After a near-fatal head injury, U.S. Navy SEAL Lieutenant Tom Paoletti catches a terrifying glimpse of an international terrorist in his New England hometown. When he calls for help, the Navy dismisses the danger as injury-induced imaginings. In a desperate last-ditch effort to prevent disaster, Tom creates his own makeshift counterterrorist team, assembling his most loyal officers, two elderly veterans of the Second World War, a couple of misfit teenagers, and Dr. Kelly Ashton — the sweet “girl next door” who has grown into a remarkable woman. Once known as the town’s infamous bad boy, Tom has always longed for Kelly. Now he has one final chance for happiness, one last chance to win her heart, and one desperate chance to save the day….

Trivia

  • Voted RWA’s #1 Favorite Book of the Year 2000
  • The working title for THE UNSUNG HERO was THE HERO OF BALDWIN’S BRIDGE.
  • Tom Paoletti’s last name is pronounced “Puh-letti.”
  • David Sullivan’s dream is to draw and write his own comic books. Before writing THE UNSUNG HERO, I sat down with my friend Scott, who gave me a crash course in the world of comics and graphic novels.
  • I received email from some real life Paolettis, who were excited at the idea of the hero in a romance novel having their last name!
  • Navy SEAL Sam Starrett and Naval Officer (soon to be FBI agent) Alyssa Locke first appear, midway through this book.
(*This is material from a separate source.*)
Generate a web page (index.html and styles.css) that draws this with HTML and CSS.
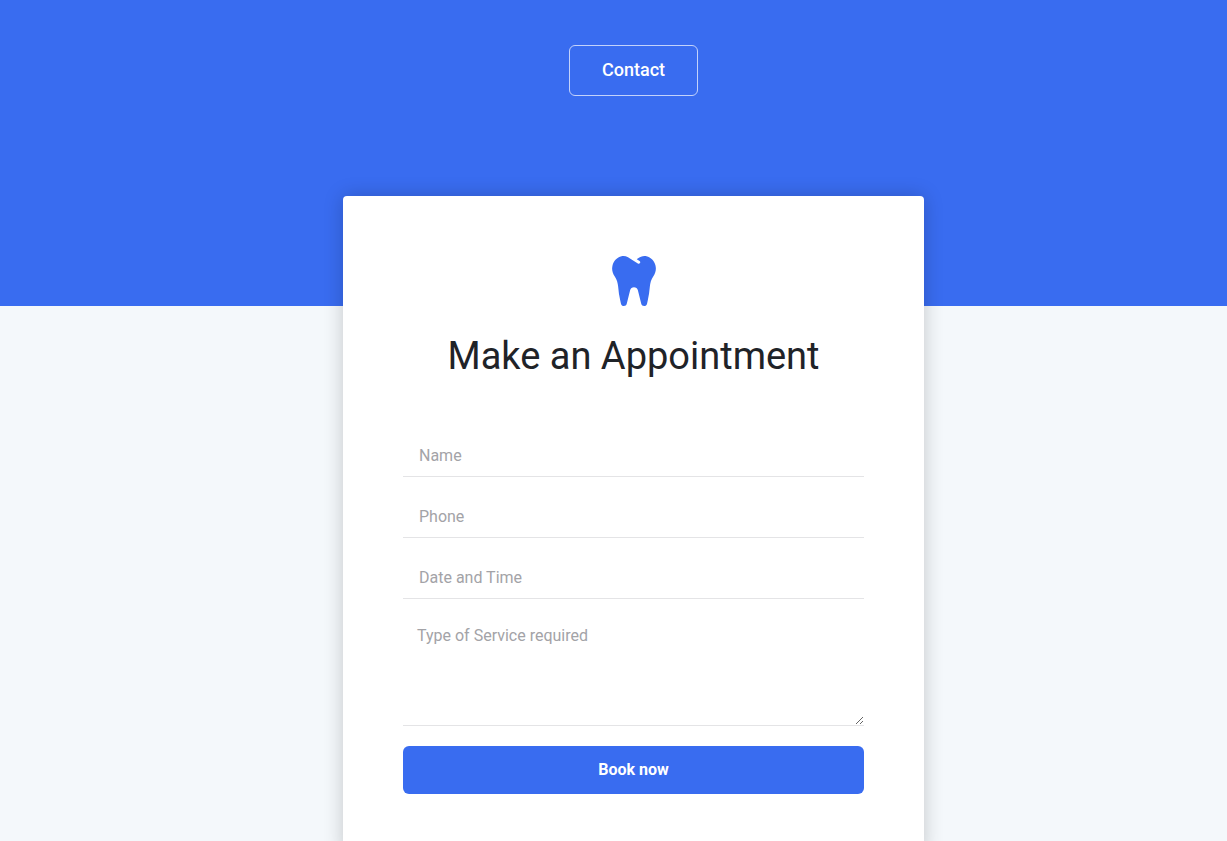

Note From Suz: I’ve been fascinated by World War II since before I can remember.  I was born in 1960, only fifteen years after the end of the war, but when I was a kid it seemed like ancient history.  And yet I was aware of the fact that many of the men and women around me had not only lived through that tumultuous time, but had played an important part in it.  My grandmother’s cousin, Elise, had worked for the U.S. Navy, as a supervisor in an ammunitions testing facility.  The town photographer — who lived by himself in a ramshackle house near Bishop’s Orchards — had actually survived the Death March in Bataan, and was haunted by all he’d endured.  My uncles, Fred and Jack, both served in France, and actually ran into each other in Paris, purely by luck!

At age eleven and twelve, I read the entire section of the stacks in the library devoted to the history of the Second World War.  I read “The Great Escape.”  I read “The Man Who Never Was.”  I read about the war in the Pacific, about the terrors of the German death camps, about the Blitzkrieg in Europe.  I read about vast battles — the ongoing battle for the skies between the Luftwaffe and the Royal Air Force that became known as the Battle of Britain, the enormous naval engagement of the Battle of Midway.  Pearl Harbor, Anzio, Iwo Jima, Dunkirk, Denmark, Normandy, Ardennes — I read of the military strategies, the defeats, the victories.  And I also read of the millions of small acts of heroism, the intimate and remarkable stories of the ordinary men and woman who lived and breathed and fought in those places, whether they wanted to or not, men and women who made a difference and enabled the Allies to defeat Hitler and the Axis.

And I’m still in awe.

Many people who lived through the War came home and didn’t say a single word about it.  All those acts of heroism and bravery were often whittled down to a single, unremarkable sentence:  “You did what you had to do.”

Two of my characters in THE UNSUNG HERO were young men during that time — two young American men, Charles Ashton and Joe Paoletti, who found themselves in Nazi occupied France in 1944, during the weeks immediately following the “D-Day” Invasion of Normandy.  Their story, told in flashbacks, is an important subplot in my book.  When THE UNSUNG HERO takes place, in August, 2000, both of those men are elderly, but they play a vital part in the contemporary action, too, even though both still aren’t talking about the ordeal they lived through more than fifty-five years earlier.